**** SUPPLIED INFORMATION ****
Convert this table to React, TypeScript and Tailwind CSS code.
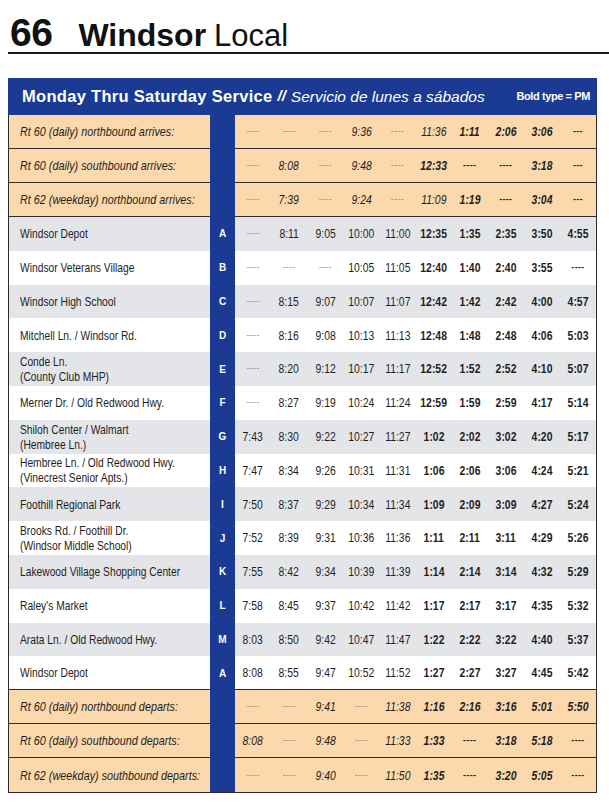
import React from "react";

const font = { fontFamily: '"Liberation Sans", Arial, sans-serif' };

type Row = {
  name: string[];
  letter?: string;
  times: string[];
  boldFrom: number;
  orange?: boolean;
  lineBelow?: boolean;
};

const rows: Row[] = [
  { name: ["Rt 60 (daily) northbound arrives:"], orange: true, boldFrom: 6, times: ["----", "----", "----", "9:36", "----", "11:36", "1:11", "2:06", "3:06", "---"] },
  { name: ["Rt 60 (daily) southbound arrives:"], orange: true, boldFrom: 5, times: ["----", "8:08", "----", "9:48", "----", "12:33", "----", "----", "3:18", "---"] },
  { name: ["Rt 62 (weekday) northbound arrives:"], orange: true, boldFrom: 6, times: ["----", "7:39", "----", "9:24", "----", "11:09", "1:19", "----", "3:04", "---"] },
  { name: ["Windsor Depot"], letter: "A", boldFrom: 5, times: ["----", "8:11", "9:05", "10:00", "11:00", "12:35", "1:35", "2:35", "3:50", "4:55"] },
  { name: ["Windsor Veterans Village"], letter: "B", boldFrom: 5, times: ["----", "----", "----", "10:05", "11:05", "12:40", "1:40", "2:40", "3:55", "----"] },
  { name: ["Windsor High School"], letter: "C", boldFrom: 5, times: ["----", "8:15", "9:07", "10:07", "11:07", "12:42", "1:42", "2:42", "4:00", "4:57"] },
  { name: ["Mitchell Ln. / Windsor Rd."], letter: "D", boldFrom: 5, times: ["----", "8:16", "9:08", "10:13", "11:13", "12:48", "1:48", "2:48", "4:06", "5:03"] },
  { name: ["Conde Ln.", "(County Club MHP)"], letter: "E", boldFrom: 5, times: ["----", "8:20", "9:12", "10:17", "11:17", "12:52", "1:52", "2:52", "4:10", "5:07"] },
  { name: ["Merner Dr. / Old Redwood Hwy."], letter: "F", boldFrom: 5, times: ["----", "8:27", "9:19", "10:24", "11:24", "12:59", "1:59", "2:59", "4:17", "5:14"] },
  { name: ["Shiloh Center / Walmart", "(Hembree Ln.)"], letter: "G", boldFrom: 5, times: ["7:43", "8:30", "9:22", "10:27", "11:27", "1:02", "2:02", "3:02", "4:20", "5:17"] },
  { name: ["Hembree Ln. / Old Redwood Hwy.", "(Vinecrest Senior Apts.)"], letter: "H", boldFrom: 5, times: ["7:47", "8:34", "9:26", "10:31", "11:31", "1:06", "2:06", "3:06", "4:24", "5:21"] },
  { name: ["Foothill Regional Park"], letter: "I", boldFrom: 5, times: ["7:50", "8:37", "9:29", "10:34", "11:34", "1:09", "2:09", "3:09", "4:27", "5:24"] },
  { name: ["Brooks Rd. / Foothill Dr.", "(Windsor Middle School)"], letter: "J", boldFrom: 5, times: ["7:52", "8:39", "9:31", "10:36", "11:36", "1:11", "2:11", "3:11", "4:29", "5:26"] },
  { name: ["Lakewood Village Shopping Center"], letter: "K", boldFrom: 5, times: ["7:55", "8:42", "9:34", "10:39", "11:39", "1:14", "2:14", "3:14", "4:32", "5:29"] },
  { name: ["Raley's Market"], letter: "L", boldFrom: 5, times: ["7:58", "8:45", "9:37", "10:42", "11:42", "1:17", "2:17", "3:17", "4:35", "5:32"] },
  { name: ["Arata Ln. / Old Redwood Hwy."], letter: "M", boldFrom: 5, times: ["8:03", "8:50", "9:42", "10:47", "11:47", "1:22", "2:22", "3:22", "4:40", "5:37"] },
  { name: ["Windsor Depot"], letter: "A", boldFrom: 5, lineBelow: true, times: ["8:08", "8:55", "9:47", "10:52", "11:52", "1:27", "2:27", "3:27", "4:45", "5:42"] },
  { name: ["Rt 60 (daily) northbound departs:"], orange: true, boldFrom: 5, times: ["----", "----", "9:41", "----", "11:38", "1:16", "2:16", "3:16", "5:01", "5:50"] },
  { name: ["Rt 60 (daily) southbound departs:"], orange: true, boldFrom: 5, times: ["8:08", "----", "9:48", "----", "11:33", "1:33", "----", "3:18", "5:18", "----"] },
  { name: ["Rt 62 (weekday) southbound departs:"], orange: true, boldFrom: 5, times: ["----", "----", "9:40", "----", "11:50", "1:35", "----", "3:20", "5:05", "----"] },
];

function TimeCell({ t, bold, italic }: { t: string; bold: boolean; italic: boolean }) {
  if (t.startsWith("-")) {
    return (
      <div className="flex items-center justify-center">
        <span className={`text-[9px] tracking-[0.3px] ${bold ? "font-bold text-[#222]" : "text-[#8a8a8a]"}`}>{t}</span>
      </div>
    );
  }
  return (
    <div className="flex items-center justify-center">
      <span className={`text-[13px] scale-x-[0.8] text-[#1e1e1e] ${bold ? "font-bold" : ""} ${italic ? "italic" : ""}`}>{t}</span>
    </div>
  );
}

export default function App() {
  let stripe = 0;
  return (
    <div className="w-[609px] h-[804px] bg-white overflow-hidden" style={font}>
      {/* Title */}
      <div className="ml-[8px] h-[54px] pt-[15px] pl-[2px] border-b-2 border-[#1a1a1a] flex items-baseline overflow-hidden">
        <span className="text-[39px] leading-[36px] font-black text-[#111] tracking-[-0.5px]">66</span>
        <span className="ml-[26px] text-[32px] leading-[36px] font-black text-[#111]">Windsor</span>
        <span className="ml-[8px] text-[31px] leading-[36px] text-[#111]">Local</span>
      </div>

      {/* Panel */}
      <div className="ml-[8px] mt-[24px] w-[589px]">
        <div className="h-[37px] bg-[#1b3a93] flex items-center pl-[14px] pr-[7px] text-white">
          <span className="text-[16.5px] font-bold tracking-[0.3px]">Monday Thru Saturday Service</span>
          <span className="ml-[5px] text-[15px] font-bold italic">//</span>
          <span className="ml-[5px] text-[15.5px] italic">Servicio de lunes a sábados</span>
          <span className="ml-auto text-[11px] font-bold tracking-[-0.4px]">Bold type = PM</span>
        </div>
        <div className="border-x border-b border-[#2a2a2a]">
          {rows.map((r, i) => {
            let bg = "bg-[#fcd8ad]";
            if (!r.orange) {
              bg = stripe % 2 === 0 ? "bg-[#e4e5e9]" : "bg-white";
              stripe++;
            }
            const last = i === rows.length - 1;
            const line = (r.orange || r.lineBelow) && !last ? "border-b border-[#2e2e2e]" : "";
            return (
              <div key={i} className={`grid grid-cols-[201px_25px_minmax(0,1fr)] ${r.orange || r.lineBelow ? "h-[34px]" : "h-[33.8px]"}`}>
                <div className={`${bg} ${line} flex flex-col justify-center pl-[11px] text-[13.5px] leading-[15px] text-[#1e1e1e] ${r.orange ? "italic" : ""}`}>
                  {r.name.map((n, j) => (
                    <span key={j} className={`whitespace-nowrap origin-left ${r.orange ? "scale-x-[0.8]" : "scale-x-[0.76]"}`}>{n}</span>
                  ))}
                </div>
                <div className="bg-[#1b3a93] flex items-center justify-center">
                  {r.letter && <span className="text-[10px] font-black text-white">{r.letter}</span>}
                </div>
                <div className={`${bg} ${line} grid grid-cols-10`}>
                  {r.times.map((t, k) => (
                    <TimeCell key={k} t={t} bold={k >= r.boldFrom} italic={!!r.orange} />
                  ))}
                </div>
              </div>
            );
          })}
        </div>
      </div>
    </div>
  );
}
****
Write out the material above once more, exactly as it reads, with no pictures.

Convert this table to React, TypeScript and Tailwind CSS code.
import React from "react";

const font = { fontFamily: '"Liberation Sans", Arial, sans-serif' };

type Row = {
  name: string[];
  letter?: string;
  times: string[];
  boldFrom: number;
  orange?: boolean;
  lineBelow?: boolean;
};

const rows: Row[] = [
  { name: ["Rt 60 (daily) northbound arrives:"], orange: true, boldFrom: 6, times: ["----", "----", "----", "9:36", "----", "11:36", "1:11", "2:06", "3:06", "---"] },
  { name: ["Rt 60 (daily) southbound arrives:"], orange: true, boldFrom: 5, times: ["----", "8:08", "----", "9:48", "----", "12:33", "----", "----", "3:18", "---"] },
  { name: ["Rt 62 (weekday) northbound arrives:"], orange: true, boldFrom: 6, times: ["----", "7:39", "----", "9:24", "----", "11:09", "1:19", "----", "3:04", "---"] },
  { name: ["Windsor Depot"], letter: "A", boldFrom: 5, times: ["----", "8:11", "9:05", "10:00", "11:00", "12:35", "1:35", "2:35", "3:50", "4:55"] },
  { name: ["Windsor Veterans Village"], letter: "B", boldFrom: 5, times: ["----", "----", "----", "10:05", "11:05", "12:40", "1:40", "2:40", "3:55", "----"] },
  { name: ["Windsor High School"], letter: "C", boldFrom: 5, times: ["----", "8:15", "9:07", "10:07", "11:07", "12:42", "1:42", "2:42", "4:00", "4:57"] },
  { name: ["Mitchell Ln. / Windsor Rd."], letter: "D", boldFrom: 5, times: ["----", "8:16", "9:08", "10:13", "11:13", "12:48", "1:48", "2:48", "4:06", "5:03"] },
  { name: ["Conde Ln.", "(County Club MHP)"], letter: "E", boldFrom: 5, times: ["----", "8:20", "9:12", "10:17", "11:17", "12:52", "1:52", "2:52", "4:10", "5:07"] },
  { name: ["Merner Dr. / Old Redwood Hwy."], letter: "F", boldFrom: 5, times: ["----", "8:27", "9:19", "10:24", "11:24", "12:59", "1:59", "2:59", "4:17", "5:14"] },
  { name: ["Shiloh Center / Walmart", "(Hembree Ln.)"], letter: "G", boldFrom: 5, times: ["7:43", "8:30", "9:22", "10:27", "11:27", "1:02", "2:02", "3:02", "4:20", "5:17"] },
  { name: ["Hembree Ln. / Old Redwood Hwy.", "(Vinecrest Senior Apts.)"], letter: "H", boldFrom: 5, times: ["7:47", "8:34", "9:26", "10:31", "11:31", "1:06", "2:06", "3:06", "4:24", "5:21"] },
  { name: ["Foothill Regional Park"], letter: "I", boldFrom: 5, times: ["7:50", "8:37", "9:29", "10:34", "11:34", "1:09", "2:09", "3:09", "4:27", "5:24"] },
  { name: ["Brooks Rd. / Foothill Dr.", "(Windsor Middle School)"], letter: "J", boldFrom: 5, times: ["7:52", "8:39", "9:31", "10:36", "11:36", "1:11", "2:11", "3:11", "4:29", "5:26"] },
  { name: ["Lakewood Village Shopping Center"], letter: "K", boldFrom: 5, times: ["7:55", "8:42", "9:34", "10:39", "11:39", "1:14", "2:14", "3:14", "4:32", "5:29"] },
  { name: ["Raley's Market"], letter: "L", boldFrom: 5, times: ["7:58", "8:45", "9:37", "10:42", "11:42", "1:17", "2:17", "3:17", "4:35", "5:32"] },
  { name: ["Arata Ln. / Old Redwood Hwy."], letter: "M", boldFrom: 5, times: ["8:03", "8:50", "9:42", "10:47", "11:47", "1:22", "2:22", "3:22", "4:40", "5:37"] },
  { name: ["Windsor Depot"], letter: "A", boldFrom: 5, lineBelow: true, times: ["8:08", "8:55", "9:47", "10:52", "11:52", "1:27", "2:27", "3:27", "4:45", "5:42"] },
  { name: ["Rt 60 (daily) northbound departs:"], orange: true, boldFrom: 5, times: ["----", "----", "9:41", "----", "11:38", "1:16", "2:16", "3:16", "5:01", "5:50"] },
  { name: ["Rt 60 (daily) southbound departs:"], orange: true, boldFrom: 5, times: ["8:08", "----", "9:48", "----", "11:33", "1:33", "----", "3:18", "5:18", "----"] },
  { name: ["Rt 62 (weekday) southbound departs:"], orange: true, boldFrom: 5, times: ["----", "----", "9:40", "----", "11:50", "1:35", "----", "3:20", "5:05", "----"] },
];

function TimeCell({ t, bold, italic }: { t: string; bold: boolean; italic: boolean }) {
  if (t.startsWith("-")) {
    return (
      <div className="flex items-center justify-center">
        <span className={`text-[9px] tracking-[0.3px] ${bold ? "font-bold text-[#222]" : "text-[#8a8a8a]"}`}>{t}</span>
      </div>
    );
  }
  return (
    <div className="flex items-center justify-center">
      <span className={`text-[13px] scale-x-[0.8] text-[#1e1e1e] ${bold ? "font-bold" : ""} ${italic ? "italic" : ""}`}>{t}</span>
    </div>
  );
}

export default function App() {
  let stripe = 0;
  return (
    <div className="w-[609px] h-[804px] bg-white overflow-hidden" style={font}>
      {/* Title */}
      <div className="ml-[8px] h-[54px] pt-[15px] pl-[2px] border-b-2 border-[#1a1a1a] flex items-baseline overflow-hidden">
        <span className="text-[39px] leading-[36px] font-black text-[#111] tracking-[-0.5px]">66</span>
        <span className="ml-[26px] text-[32px] leading-[36px] font-black text-[#111]">Windsor</span>
        <span className="ml-[8px] text-[31px] leading-[36px] text-[#111]">Local</span>
      </div>

      {/* Panel */}
      <div className="ml-[8px] mt-[24px] w-[589px]">
        <div className="h-[37px] bg-[#1b3a93] flex items-center pl-[14px] pr-[7px] text-white">
          <span className="text-[16.5px] font-bold tracking-[0.3px]">Monday Thru Saturday Service</span>
          <span className="ml-[5px] text-[15px] font-bold italic">//</span>
          <span className="ml-[5px] text-[15.5px] italic">Servicio de lunes a sábados</span>
          <span className="ml-auto text-[11px] font-bold tracking-[-0.4px]">Bold type = PM</span>
        </div>
        <div className="border-x border-b border-[#2a2a2a]">
          {rows.map((r, i) => {
            let bg = "bg-[#fcd8ad]";
            if (!r.orange) {
              bg = stripe % 2 === 0 ? "bg-[#e4e5e9]" : "bg-white";
              stripe++;
            }
            const last = i === rows.length - 1;
            const line = (r.orange || r.lineBelow) && !last ? "border-b border-[#2e2e2e]" : "";
            return (
              <div key={i} className={`grid grid-cols-[201px_25px_minmax(0,1fr)] ${r.orange || r.lineBelow ? "h-[34px]" : "h-[33.8px]"}`}>
                <div className={`${bg} ${line} flex flex-col justify-center pl-[11px] text-[13.5px] leading-[15px] text-[#1e1e1e] ${r.orange ? "italic" : ""}`}>
                  {r.name.map((n, j) => (
                    <span key={j} className={`whitespace-nowrap origin-left ${r.orange ? "scale-x-[0.8]" : "scale-x-[0.76]"}`}>{n}</span>
                  ))}
                </div>
                <div className="bg-[#1b3a93] flex items-center justify-center">
                  {r.letter && <span className="text-[10px] font-black text-white">{r.letter}</span>}
                </div>
                <div className={`${bg} ${line} grid grid-cols-10`}>
                  {r.times.map((t, k) => (
                    <TimeCell key={k} t={t} bold={k >= r.boldFrom} italic={!!r.orange} />
                  ))}
                </div>
              </div>
            );
          })}
        </div>
      </div>
    </div>
  );
}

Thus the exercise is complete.